According to STRATCOM official Lt. Charles Drey, USN, the United States faces challenges from a diverse range of threats that include recreational hackers, self-styled cyber-vigilantes, groups with nationalistic or ideological agendas, transnational actors and nation-states. Because advanced computer and information technology is widely and inexpensively available globally, the threat to the Defense Department’s Global Information Grid is extensive, pervasive and increasingly sophisticated. This technical capability offers adversaries the potential to develop and employ intrusion and control tools to exploit information systems and networks worldwide. Lt. Drey notes that current and potential adversaries with sophisticated cyber capabilities pose an asymmetrical threat to the United States’ military and commercial infrastructure.

The lieutenant adds that the Defense Department is focused on being proactive, both to prevent and deter attacks and intrusions and to defend and respond to such incidents. The department has fortified its networks by incorporating intrusion detection software, erecting firewalls and increasing awareness training for its personnel.

Lt. Drey says that the United States has the ability to use cyberspace as a medium to defend itself against any terrorist group or other adversary seeking to harm the nation. He notes that it is the United States’ policy to prevent or minimize disruptions to critical information infrastructures, protecting the public, the economy, government services and national security. Maintaining freedom of action in cyberspace in the 21st century is as important to U.S. interests as freedom of the seas was in the 19th century and access to air and space in the 20th century. “The U.S. military will defend cyberspace just as it does land, sea and air,” he says.

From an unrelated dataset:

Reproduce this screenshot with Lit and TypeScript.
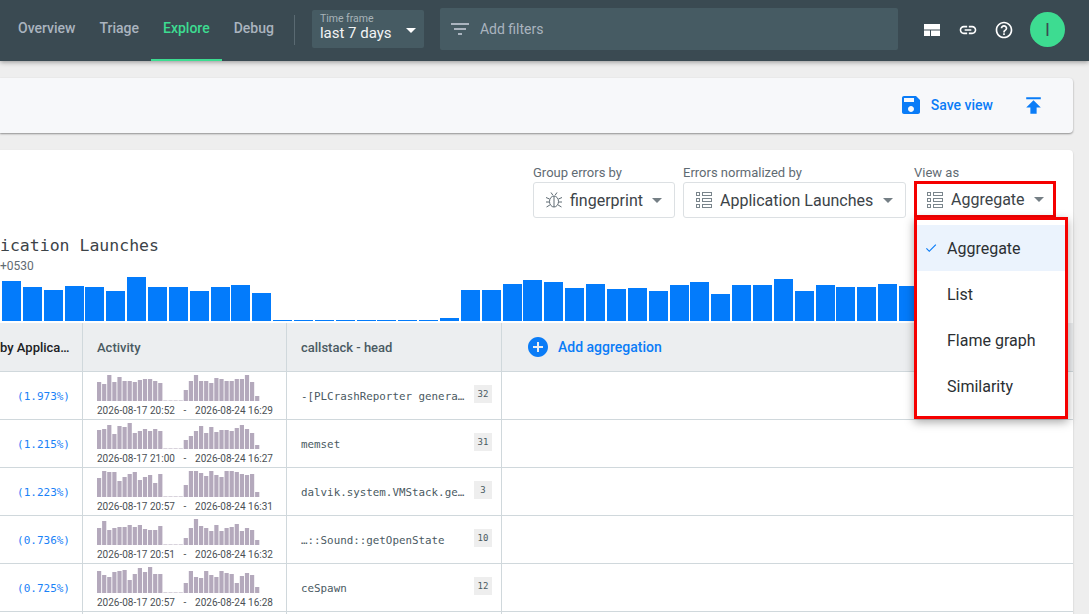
import { LitElement, css, html, svg } from 'lit'
import { customElement } from 'lit/decorators.js'

const chartBars = [
  32, 40, 34, 31, 35, 34, 30, 44, 34, 34, 30, 34, 36, 28, 1, 1, 1, 1, 1, 1, 1, 1, 3, 31, 31, 37, 41, 39, 33, 37, 32, 33, 30,
  36, 39, 27, 36, 36, 42, 30, 36, 34, 34, 37, 35, 34, 36, 33, 35, 34, 36,
]

interface Row {
  pct: string
  from: string
  to: string
  stack: string
  count: string
  left: number[]
  right: number[]
}

const rows: Row[] = [
  {
    pct: '(1.973%)',
    from: '2026-08-17 20:52',
    to: '2026-08-24 16:29',
    stack: '-[PLCrashReporter genera…',
    count: '32',
    left: [19, 17, 26, 19, 24, 20, 20, 19, 21, 22, 22, 20, 18],
    right: [11, 20, 26, 20, 20, 18, 23, 22, 20, 20, 22, 22, 26, 19, 5],
  },
  {
    pct: '(1.215%)',
    from: '2026-08-17 21:00',
    to: '2026-08-24 16:27',
    stack: 'memset',
    count: '31',
    left: [19, 20, 24, 15, 23, 22, 26, 16, 18, 20, 18, 20, 18],
    right: [9, 13, 18, 23, 16, 22, 17, 19, 19, 18, 21, 24, 20, 16, 4],
  },
  {
    pct: '(1.223%)',
    from: '2026-08-17 20:57',
    to: '2026-08-24 16:31',
    stack: 'dalvik.system.VMStack.ge…',
    count: '3',
    left: [19, 26, 25, 25, 16, 20, 23, 25, 17, 20, 22, 14, 23],
    right: [12, 26, 26, 24, 21, 26, 22, 20, 26, 26, 25, 23, 22, 23, 5],
  },
  {
    pct: '(0.736%)',
    from: '2026-08-17 20:51',
    to: '2026-08-24 16:32',
    stack: '…::Sound::getOpenState',
    count: '10',
    left: [17, 24, 15, 17, 18, 18, 20, 18, 20, 16, 15, 15, 19],
    right: [7, 17, 26, 19, 17, 14, 20, 14, 17, 18, 21, 14, 17, 15, 5],
  },
  {
    pct: '(0.725%)',
    from: '2026-08-17 20:57',
    to: '2026-08-24 16:28',
    stack: 'ceSpawn',
    count: '12',
    left: [22, 18, 16, 21, 22, 23, 13, 19, 25, 21, 26, 19, 19],
    right: [10, 22, 16, 15, 22, 18, 16, 22, 20, 19, 10, 17, 20, 18, 6],
  },
]

const icon = (d: string, size: number, cls = '') =>
  html`<svg class=${cls} width=${size} height=${size} viewBox="0 0 24 24" fill="currentColor"><path d=${d}></path></svg>`

const listIcon = html`<svg class="glyph" width="18" height="18" viewBox="0 0 18 18" fill="none" stroke="#7a858c" stroke-width="1">
  <rect x="1.5" y="1.5" width="3" height="3"></rect>
  <rect x="1.5" y="7.5" width="3" height="3"></rect>
  <rect x="1.5" y="13.5" width="3" height="3"></rect>
  <rect x="7.5" y="1.5" width="9" height="3"></rect>
  <rect x="7.5" y="7.5" width="9" height="3"></rect>
  <rect x="7.5" y="13.5" width="9" height="3"></rect>
</svg>`

const bugIcon = html`<svg class="glyph" width="18" height="18" viewBox="0 0 18 18" fill="none" stroke="#5f6b73" stroke-width="1">
  <ellipse cx="9" cy="10.5" rx="4.5" ry="5.5"></ellipse>
  <path d="M9 5v11M6 1.5l1.8 2.6M12 1.5l-1.8 2.6M1 6.5l3.5 1.5M17 6.5L13.5 8M1 11h3.5M17 11h-3.5M1.5 16l3.4-2M16.5 16l-3.4-2"></path>
</svg>`

function spark(r: Row) {
  const pitch = 5.1
  const all = [...r.left, 0, 0, 0, 0, ...r.right]
  return html`<svg class="spark" width="164" height="27" viewBox="0 0 164 27">
    ${all.map((h, i) =>
      h === 0
        ? svg`<rect x=${i * pitch} y="26" width="4.2" height="1" fill="#d8d3dc"></rect>`
        : svg`<rect x=${i * pitch} y=${27 - h} width="4.2" height=${h} fill="#b4a9bc"></rect>`,
    )}
  </svg>`
}

@customElement('app-root')
export class AppRoot extends LitElement {
  static styles = css`
    :host {
      display: block;
      width: 1089px;
      height: 614px;
      overflow: hidden;
      background: #eeeeee;
      font-family: Roboto, sans-serif;
      color: #202124;
    }
    .top {
      position: relative;
      z-index: 2;
      height: 61px;
      display: flex;
      align-items: center;
      background: #3a4a52;
      box-shadow: 0 1px 5px rgba(0, 0, 0, 0.4);
      color: #aab4bf;
    }
    .nav {
      display: flex;
      align-self: stretch;
      margin-left: 6px;
    }
    .tab {
      padding: 0 12px 3px;
      display: flex;
      align-items: center;
      font-size: 14px;
      font-weight: 500;
      border-bottom: 2px solid transparent;
    }
    .tab.on {
      color: #3ddc91;
      border-bottom-color: #3ddc91;
    }
    .sep {
      width: 1px;
      height: 30px;
      margin: 0 17px 2px 8px;
      background: #5a6a72;
    }
    .time {
      width: 112px;
      height: 38px;
      box-sizing: border-box;
      margin-right: 16px;
      margin-bottom: 3px;
      padding: 3px 8px 0;
      border-radius: 2px;
      background: #465b63;
      position: relative;
    }
    .time small {
      display: block;
      font-size: 10.5px;
      line-height: 12px;
      color: #a8b3b8;
    }
    .time span {
      display: block;
      font-size: 15px;
      line-height: 16px;
      color: #f2f4f5;
    }
    .time i {
      position: absolute;
      right: 8px;
      top: 18px;
      border: 5px solid transparent;
      border-top-color: #fff;
      border-bottom: 0;
    }
    .filter {
      width: 458px;
      height: 42px;
      box-sizing: border-box;
      margin-bottom: 3px;
      padding: 0 8px;
      display: flex;
      align-items: center;
      gap: 8px;
      border-radius: 2px;
      background: #465b63;
      font-size: 14px;
    }
    .actions {
      display: flex;
      align-items: center;
      margin-left: 25px;
      padding-bottom: 2px;
      color: #fff;
    }
    .actions svg {
      display: block;
    }
    .gap {
      width: 17px;
    }
    .gap.less {
      width: 16px;
    }
    .avatar {
      width: 35px;
      height: 35px;
      margin-left: 16px;
      border-radius: 50%;
      background: #3ddc91;
      color: #3a4a52;
      font-size: 18px;
      font-weight: 400;
      display: flex;
      align-items: center;
      justify-content: center;
    }
    .main {
      padding: 17px 16px 0 0;
    }
    .toolbar {
      height: 55px;
      box-sizing: border-box;
      display: flex;
      align-items: center;
      justify-content: flex-end;
      padding: 0 27px 1px 0;
      border-radius: 0 4px 4px 0;
      background: #f7f8fa;
      box-shadow: 0 1px 2px rgba(0, 0, 0, 0.4);
      color: #0a7cf7;
    }
    .save {
      display: flex;
      align-items: center;
      gap: 8px;
      margin-right: 28px;
      font-size: 14px;
      font-weight: 500;
    }
    .card {
      position: relative;
      margin-top: 17px;
      padding-top: 16px;
      border-radius: 0 4px 0 0;
      background: #fff;
      box-shadow: 0 1px 2px rgba(0, 0, 0, 0.2);
    }
    .controls {
      display: flex;
      justify-content: flex-end;
      gap: 8px;
      padding-right: 17px;
    }
    .control label {
      display: block;
      height: 14px;
      margin-bottom: 2px;
      font-size: 13px;
      line-height: 14px;
      color: #5f6b73;
    }
    .select {
      height: 36px;
      box-sizing: border-box;
      display: flex;
      align-items: center;
      padding: 0 12px 0 11px;
      border: 1px solid #dce0e3;
      border-radius: 3px;
      font-size: 16px;
      color: #3c4348;
    }
    .select .glyph {
      margin-right: 7px;
      flex: none;
    }
    .select b {
      margin-left: auto;
      border: 5px solid transparent;
      border-top-color: #757f85;
      border-bottom: 0;
    }
    .w1 {
      width: 142px;
    }
    .w2 {
      width: 223px;
    }
    .w3 {
      width: 142px;
      height: 37px;
      margin-top: -1px;
      border: 3px solid #f50000;
      border-radius: 0;
      padding: 0 9px;
    }
    .viewas {
      position: relative;
    }
    .menu {
      position: absolute;
      z-index: 3;
      left: 0;
      top: 51px;
      width: 154px;
      box-sizing: border-box;
      padding: 5px 0 7px;
      border: 3px solid #f50000;
      background: #fff;
      box-shadow: 0 3px 9px rgba(0, 0, 0, 0.35);
    }
    .item {
      height: 46px;
      box-sizing: border-box;
      display: flex;
      align-items: center;
      padding-left: 30px;
      font-size: 16px;
      color: #2b2f33;
      position: relative;
    }
    .item.on {
      background: #ebf3fd;
    }
    .item svg {
      position: absolute;
      left: 7px;
      top: 16px;
      color: #0a7cf7;
    }
    h2 {
      margin: 18px 0 0;
      font-family: 'DejaVu Sans Mono', monospace;
      font-size: 16.5px;
      line-height: 20px;
      font-weight: 400;
      color: #3c4348;
    }
    .tz {
      margin-top: 3px;
      height: 14px;
      font-size: 12px;
      line-height: 14px;
      color: #5f6b73;
    }
    .chart {
      height: 48px;
      display: flex;
      align-items: flex-end;
      gap: 1.87px;
      margin-left: -18.87px;
      overflow: hidden;
    }
    .chart div {
      flex: none;
      width: 19px;
      background: #037bfb;
    }
    .table {
      margin-top: 2px;
    }
    .row {
      display: grid;
      grid-template-columns: 83px 204px 215px 1fr;
      height: 48px;
      box-sizing: border-box;
      border-bottom: 1px solid #d0d8dc;
    }
    .row.head {
      height: 49px;
      background: #eceef0;
    }
    .cell {
      box-sizing: border-box;
      border-right: 1px solid #d0d8dc;
      padding-left: 14px;
      min-width: 0;
    }
    .cell:last-child {
      border-right: 0;
      padding-left: 24px;
    }
    .head .cell {
      display: flex;
      align-items: center;
      font-size: 13px;
      font-weight: 500;
      color: #4a5a62;
    }
    .head .cell.first {
      padding-left: 0;
      color: #202124;
      white-space: nowrap;
    }
    .head .add {
      gap: 8px;
      color: #0a7cf7;
      font-size: 14px;
    }
    .pct {
      padding: 2px 12px 0 0;
      display: flex;
      align-items: center;
      justify-content: flex-end;
      font-family: 'DejaVu Sans Mono', monospace;
      font-size: 11px;
      color: #1a82f7;
    }
    .activity {
      padding-top: 2px;
    }
    .spark {
      display: block;
    }
    .dates {
      display: flex;
      width: 176px;
      justify-content: space-between;
      margin-top: 4px;
      font-size: 10px;
      line-height: 12px;
      color: #4a4f54;
      white-space: nowrap;
    }
    .stack {
      display: flex;
      align-items: center;
      padding-right: 9px;
      font-family: 'DejaVu Sans Mono', monospace;
      font-size: 10.85px;
      color: #4a5a62;
    }
    .stack span {
      flex: 1;
      padding-top: 2px;
      white-space: nowrap;
      overflow: hidden;
    }
    .stack em {
      width: 18px;
      height: 18px;
      margin-bottom: 4px;
      display: flex;
      align-items: center;
      justify-content: center;
      background: #eeeeee;
      font-style: normal;
      font-size: 9px;
    }
  `

  render() {
    return html`
      <div class="top">
        <div class="nav">
          <div class="tab">Overview</div>
          <div class="tab">Triage</div>
          <div class="tab on">Explore</div>
          <div class="tab">Debug</div>
        </div>
        <div class="sep"></div>
        <div class="time">
          <small>Time frame</small>
          <span>last 7 days</span>
          <i></i>
        </div>
        <div class="filter">
          ${icon('M10 18h4v-2h-4v2zM3 6v2h18V6H3zm3 7h12v-2H6v2z', 24)}
          <span>Add filters</span>
        </div>
        <div class="actions">
          <svg width="18" height="12" viewBox="0 0 18 12" fill="#fff">
            <path d="M1 0h16v5.5H1zM1 6.5h6V12H1zM8 6.5h9V12H8z"></path>
          </svg>
          <span class="gap"></span>
          ${icon(
            'M3.9 12c0-1.71 1.39-3.1 3.1-3.1h4V7H7c-2.76 0-5 2.24-5 5s2.24 5 5 5h4v-1.9H7c-1.71 0-3.1-1.39-3.1-3.1zM8 13h8v-2H8v2zm9-6h-4v1.9h4c1.71 0 3.1 1.39 3.1 3.1s-1.39 3.1-3.1 3.1h-4V17h4c2.76 0 5-2.24 5-5s-2.24-5-5-5z',
            20,
          )}
          <span class="gap less"></span>
          ${icon(
            'M11 18h2v-2h-2v2zm1-16C6.48 2 2 6.48 2 12s4.48 10 10 10 10-4.48 10-10S17.52 2 12 2zm0 18c-4.41 0-8-3.59-8-8s3.59-8 8-8 8 3.59 8 8-3.59 8-8 8zm0-14c-2.21 0-4 1.79-4 4h2c0-1.1.9-2 2-2s2 .9 2 2c0 2-3 1.75-3 5h2c0-2.25 3-2.5 3-5 0-2.21-1.79-4-4-4z',
            20,
          )}
          <div class="avatar">I</div>
        </div>
      </div>
      <div class="main">
        <div class="toolbar">
          <div class="save">
            ${icon(
              'M17 3H5c-1.11 0-2 .9-2 2v14c0 1.1.89 2 2 2h14c1.1 0 2-.9 2-2V7l-4-4zm-5 16c-1.66 0-3-1.34-3-3s1.34-3 3-3 3 1.34 3 3-1.34 3-3 3zm3-10H5V5h10v4z',
              24,
            )}
            <span>Save view</span>
          </div>
          ${icon('M5 4v2h14V4H5zm0 10h4v6h6v-6h4l-7-7-7 7z', 25)}
        </div>
        <div class="card">
          <div class="controls">
            <div class="control">
              <label>Group errors by</label>
              <div class="select w1">${bugIcon}fingerprint<b></b></div>
            </div>
            <div class="control">
              <label>Errors normalized by</label>
              <div class="select w2">${listIcon}Application Launches<b></b></div>
            </div>
            <div class="control viewas">
              <label>View as</label>
              <div class="select w3">${listIcon}Aggregate<b></b></div>
              <div class="menu">
                <div class="item on">${icon('M9 16.17L4.83 12l-1.42 1.41L9 19 21 7l-1.41-1.41z', 14)}Aggregate</div>
                <div class="item">List</div>
                <div class="item">Flame graph</div>
                <div class="item">Similarity</div>
              </div>
            </div>
          </div>
          <h2>ication Launches</h2>
          <div class="tz">+0530</div>
          <div class="chart">${chartBars.map((h) => html`<div style="height:${h}px"></div>`)}</div>
          <div class="table">
            <div class="row head">
              <div class="cell first">by Applica…</div>
              <div class="cell">Activity</div>
              <div class="cell">callstack - head</div>
              <div class="cell add">
                ${icon(
                  'M12 2C6.48 2 2 6.48 2 12s4.48 10 10 10 10-4.48 10-10S17.52 2 12 2zm5 11h-4v4h-2v-4H7v-2h4V7h2v4h4v2z',
                  24,
                )}
                <span>Add aggregation</span>
              </div>
            </div>
            ${rows.map(
              (r) => html`
                <div class="row">
                  <div class="cell pct">${r.pct}</div>
                  <div class="cell activity">
                    ${spark(r)}
                    <div class="dates"><span>${r.from}</span><span>-</span><span>${r.to}</span></div>
                  </div>
                  <div class="cell stack"><span>${r.stack}</span><em>${r.count}</em></div>
                  <div class="cell"></div>
                </div>
              `,
            )}
            <div class="row">
              <div class="cell"></div>
              <div class="cell"></div>
              <div class="cell"></div>
              <div class="cell"></div>
            </div>
          </div>
        </div>
      </div>
    `
  }
}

The lieutenant shares that the U.S. military is developing and implementing capabilities to defend its vital information infrastructure. He adds that the nation reserves the right to respond to intrusions by nations, terrorist groups or other adversaries in a manner it deems appropriate. “Responses to an adversary’s attack would be determined in the context of each particular attack. Intrusions into government, military and national infrastructure information systems and networks are threats to our national security,” he maintains.